To query Twelf for the value of X in the equation $2 + 1 = X$, we write:

%query 1 1 plus (nat/succ (nat/succ nat/zero)) (nat/succ nat/zero) X.

And Twelf will reply with the answer:

---------- Solution 1 ----------
X = nat/succ (nat/succ (nat/succ nat/zero)).

One thing I discovered pretty quickly after I started playing around with Twelf, is that it becomes really tedious to work with Peano axioms like this. To make it a bit less annoying you can do the following:

0 : nat = nat/zero.
1 : nat = nat/succ 0.
2 : nat = nat/succ 1.
3 : nat = nat/succ 2.

And so on. This makes it possible to use “normal” numbers in your queries, but the answer will still be in the annoying format.

Getting the result of the factorial relation can be done in the same manner. With factorial we have two interesting cases. One where the input is zero and one where the input is larger than zero.

The output from Twelf with $n = 0$ and $n = 3$:

%query 1 1 factorial 0 X.
---------- Solution 1 ----------
X = nat/succ nat/zero.

%query 1 1 factorial 3 X.
---------- Solution 1 ----------
X = nat/succ (nat/succ (nat/succ (nat/succ (nat/succ (nat/succ nat/zero))))).

Both results are correct, but you will soon begin to really dislike the output-format – especially if you start trying with an $n$ value larger than $4$.

Conclusion

Twelf is fun to play with, but I do not have much use for it other than to be able to read the code. It is worth playing with if you want to try “a completely different programming language”.
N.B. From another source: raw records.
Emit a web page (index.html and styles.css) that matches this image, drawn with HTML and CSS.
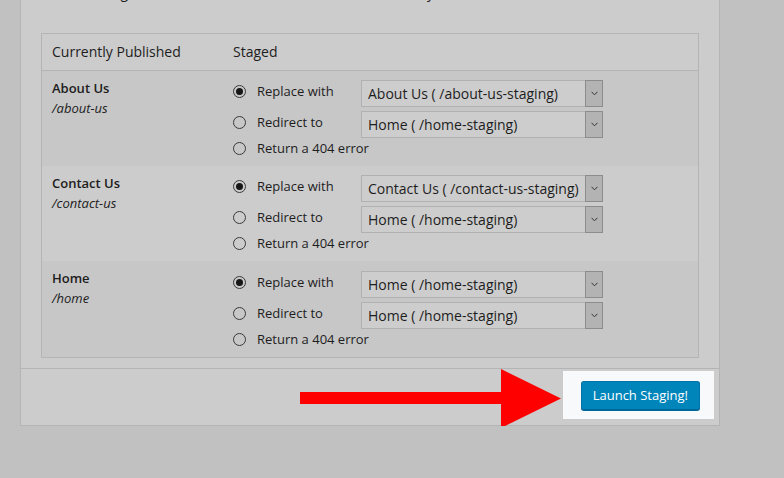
FILE: index.html
```html
<!DOCTYPE html>
<html lang="en">
<head>
<meta charset="utf-8">
<title>Launch Staging</title>
<link rel="stylesheet" href="styles.css">
</head>
<body>
<div class="panel">
  <p class="intro">The following items will be made live on the site as soon as you click the button below.</p>
  <div class="table">
    <div class="thead">
      <div class="c1">Currently Published</div>
      <div class="c2">Staged</div>
    </div>

    <div class="row alt">
      <div class="c1">
        <div class="title">About Us</div>
        <div class="path">/about-us</div>
      </div>
      <div class="c2">
        <div class="opt sel"><span class="radio checked"></span><span class="label">Replace with</span>
          <div class="select"><span class="select-value">About Us ( /about-us-staging)</span><span class="select-arrow"><svg width="7" height="5" viewBox="0 0 7 5"><path d="M0.5 0.8 L3.5 3.8 L6.5 0.8" fill="none" stroke="#333" stroke-width="1"/></svg></span></div>
        </div>
        <div class="opt sel"><span class="radio"></span><span class="label">Redirect to</span>
          <div class="select"><span class="select-value">Home ( /home-staging)</span><span class="select-arrow"><svg width="7" height="5" viewBox="0 0 7 5"><path d="M0.5 0.8 L3.5 3.8 L6.5 0.8" fill="none" stroke="#333" stroke-width="1"/></svg></span></div>
        </div>
        <div class="opt last"><span class="radio"></span><span class="label">Return a 404 error</span></div>
      </div>
    </div>

    <div class="row">
      <div class="c1">
        <div class="title">Contact Us</div>
        <div class="path">/contact-us</div>
      </div>
      <div class="c2">
        <div class="opt sel"><span class="radio checked"></span><span class="label">Replace with</span>
          <div class="select"><span class="select-value">Contact Us ( /contact-us-staging)</span><span class="select-arrow"><svg width="7" height="5" viewBox="0 0 7 5"><path d="M0.5 0.8 L3.5 3.8 L6.5 0.8" fill="none" stroke="#333" stroke-width="1"/></svg></span></div>
        </div>
        <div class="opt sel"><span class="radio"></span><span class="label">Redirect to</span>
          <div class="select"><span class="select-value">Home ( /home-staging)</span><span class="select-arrow"><svg width="7" height="5" viewBox="0 0 7 5"><path d="M0.5 0.8 L3.5 3.8 L6.5 0.8" fill="none" stroke="#333" stroke-width="1"/></svg></span></div>
        </div>
        <div class="opt last"><span class="radio"></span><span class="label">Return a 404 error</span></div>
      </div>
    </div>

    <div class="row alt">
      <div class="c1">
        <div class="title">Home</div>
        <div class="path">/home</div>
      </div>
      <div class="c2">
        <div class="opt sel"><span class="radio checked"></span><span class="label">Replace with</span>
          <div class="select"><span class="select-value">Home ( /home-staging)</span><span class="select-arrow"><svg width="7" height="5" viewBox="0 0 7 5"><path d="M0.5 0.8 L3.5 3.8 L6.5 0.8" fill="none" stroke="#333" stroke-width="1"/></svg></span></div>
        </div>
        <div class="opt sel"><span class="radio"></span><span class="label">Redirect to</span>
          <div class="select"><span class="select-value">Home ( /home-staging)</span><span class="select-arrow"><svg width="7" height="5" viewBox="0 0 7 5"><path d="M0.5 0.8 L3.5 3.8 L6.5 0.8" fill="none" stroke="#333" stroke-width="1"/></svg></span></div>
        </div>
        <div class="opt last"><span class="radio"></span><span class="label">Return a 404 error</span></div>
      </div>
    </div>
  </div>

  <div class="footer">
    <svg class="arrow" width="262" height="60" viewBox="0 0 262 60">
      <rect x="0" y="23" width="203" height="12" fill="#ff0000"/>
      <polygon points="201,0 201,59 261,29.5" fill="#ff0000"/>
    </svg>
    <div class="spot"><button class="btn" type="button">Launch Staging!</button></div>
  </div>
</div>
</body>
</html>
```

FILE: styles.css
```css
* { box-sizing: border-box; }

body {
  margin: 0;
  background: #c1c1c1;
  font-family: "Open Sans", "DejaVu Sans", sans-serif;
  color: #1d1d1d;
  overflow: hidden;
}

.panel {
  width: 700px;
  margin: -20px 0 0 20px;
  padding-top: 3px;
  background: #cccccc;
  border: 1px solid #b4b4b4;
  border-top: 0;
}

.intro {
  margin: 0 20px;
  font-size: 14px;
  line-height: 20px;
  white-space: nowrap;
  overflow: hidden;
}

.table {
  margin: 30px 20px 10px;
  border: 1px solid #b4b4b4;
  background: #cccccc;
}

.thead,
.row {
  display: grid;
  grid-template-columns: 181px 1fr;
}

.thead {
  border-bottom: 1px solid #b4b4b4;
  font-size: 14px;
  line-height: 20px;
}

.thead .c1,
.thead .c2 {
  padding: 8px 10px;
}

.row.alt {
  background: #c7c7c7;
}

.row .c1 {
  padding: 7px 10px;
  font-size: 13px;
  line-height: 20px;
}

.title {
  font-weight: 600;
}

.path {
  font-style: italic;
}

.row .c2 {
  padding: 9px 10px 8px;
}

.row:last-child .c2 {
  padding-top: 10px;
}

.opt {
  display: flex;
  align-items: flex-start;
  font-size: 13px;
}

.opt.sel {
  height: 27px;
}

.opt.sel .radio {
  margin-top: 5px;
}

.opt.sel .label {
  line-height: 23px;
}

.opt.sel + .opt.sel {
  margin-top: 4px;
}

.opt.last {
  height: 20px;
  align-items: center;
}

.radio {
  flex: none;
  width: 13px;
  height: 13px;
  border: 1px solid #3a3a3a;
  border-radius: 50%;
  display: grid;
  place-items: center;
}

.radio.checked::after {
  content: "";
  width: 7px;
  height: 7px;
  border-radius: 50%;
  background: #161616;
}

.label {
  margin-left: 11px;
  width: 104px;
  flex: none;
  white-space: nowrap;
}

.select {
  display: flex;
  width: 242px;
  height: 27px;
  border: 1px solid #b1b1b1;
  background: #cdcdcd;
  font-size: 14px;
}

.select-value {
  flex: 1;
  padding-left: 6px;
  line-height: 25px;
  white-space: nowrap;
  overflow: hidden;
}

.select-arrow {
  flex: none;
  width: 18px;
  margin: -1px -1px -1px 0;
  border: 1px solid #8c8c8c;
  background: #b3b3b3;
  display: grid;
  place-items: center;
}

.select-arrow svg {
  display: block;
}

.footer {
  position: relative;
  border-top: 1px solid #b4b4b4;
  display: flex;
  justify-content: flex-end;
  padding: 12px 19px 15px 20px;
}

.arrow {
  position: absolute;
  left: 279px;
  top: 0;
  display: block;
}

.spot {
  position: relative;
}

.spot::before {
  content: "";
  position: absolute;
  top: -10px;
  bottom: -9px;
  left: -18px;
  right: -14px;
  background: #f8f9fa;
}

.btn {
  position: relative;
  display: block;
  height: 29px;
  padding: 0 11px;
  font-family: "Open Sans", "DejaVu Sans", sans-serif;
  font-size: 13px;
  line-height: 27px;
  color: #ffffff;
  background: #0085ba;
  border: 1px solid #0073aa;
  border-bottom-color: #006799;
  border-radius: 3px;
  box-shadow: 0 1px 0 #006799;
  cursor: pointer;
}
```
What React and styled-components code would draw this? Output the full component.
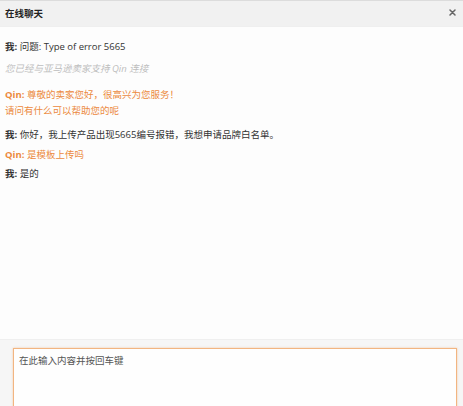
import React from "react";
import styled, { createGlobalStyle } from "styled-components";

const Global = createGlobalStyle`
  html, body { margin: 0; padding: 0; overflow: hidden; background: #fdfdfd; }
  * { box-sizing: border-box; }
`;

const Window = styled.div`
  width: 463px;
  height: 406px;
  display: flex;
  flex-direction: column;
  overflow: hidden;
  font-family: "Open Sans", "Noto Sans CJK SC", sans-serif;
  font-size: 9.5px;
  color: #333;
  background: #fdfdfd;
`;

const Header = styled.div`
  height: 27px;
  flex: none;
  display: flex;
  align-items: center;
  justify-content: space-between;
  padding: 0 5px 2px 5px;
  background: #f1f1f1;
  border-top: 1px solid #dcdcdc;
  border-bottom: 1px solid #efefef;
`;

const Title = styled.div`
  font-weight: bold;
  font-size: 9.5px;
  color: #222;
`;

const Close = styled.button`
  border: none;
  background: none;
  padding: 0;
  width: 7px;
  height: 7px;
  margin-right: 2px;
  display: flex;
  cursor: pointer;
`;

const Messages = styled.div`
  flex: 1;
  padding: 12px 5px 0 5px;
  display: flex;
  flex-direction: column;
`;

const Line = styled.div`
  line-height: 16px;
  margin-bottom: ${(p) => p.$gap ?? 4}px;
  color: ${(p) => (p.$kind === "agent" ? "#ec8a3d" : p.$kind === "system" ? "#bdbdbd" : "#333")};
  font-style: ${(p) => (p.$kind === "system" ? "italic" : "normal")};
  white-space: nowrap;
`;

const Who = styled.b`
  font-weight: bold;
`;

const Footer = styled.div`
  flex: none;
  height: 67px;
  padding: 8px 6px 0 13px;
  background: #f6f6f6;
  border-top: 1px solid #efefef;
`;

const Input = styled.textarea`
  display: block;
  width: 100%;
  height: 90px;
  resize: none;
  border: 1px solid #f2b581;
  box-shadow: 0 0 2px rgba(240, 160, 90, 0.5);
  background: #fefefe;
  outline: none;
  padding: 4px 5px;
  font-family: "Open Sans", "Noto Sans CJK SC", sans-serif;
  font-size: 9.5px;
  &::placeholder { color: #555; }
`;

export default function App() {
  return (
    <>
      <Global />
      <Window>
        <Header>
          <Title>在线聊天</Title>
          <Close aria-label="关闭">
            <svg width="7" height="7" viewBox="0 0 7 7">
              <path d="M1 1L6 6M6 1L1 6" stroke="#666" strokeWidth="1.5" strokeLinecap="round" />
            </svg>
          </Close>
        </Header>
        <Messages>
          <Line $gap={6}><Who>我:</Who> 问题: Type of error 5665</Line>
          <Line $kind="system" $gap={10}>您已经与亚马逊卖家支持 Qin 连接</Line>
          <Line $kind="agent" $gap={0}><Who>Qin:</Who> 尊敬的卖家您好，很高兴为您服务！</Line>
          <Line $kind="agent" $gap={8}>请问有什么可以帮助您的呢</Line>
          <Line $gap={4}><Who>我:</Who> 你好，我上传产品出现5665编号报错，我想申请品牌白名单。</Line>
          <Line $kind="agent" $gap={3}><Who>Qin:</Who> 是模板上传吗</Line>
          <Line><Who>我:</Who> 是的</Line>
        </Messages>
        <Footer>
          <Input placeholder="在此输入内容并按回车键" />
        </Footer>
      </Window>
    </>
  );
}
We are going to use it in the Ex-SML project (a Moscow ML fork using LLVM as backend) to prove that the internal Lambda language is actually type-safe. Currently Moscow ML converts SML into the (currently) untyped Lambda language before it is turned into bytecode that runs on a virtual machine named Zinc. Our problem is that LLVM’s assembly language is typed, so we actually need to keep the type-information during every phase of the compilation.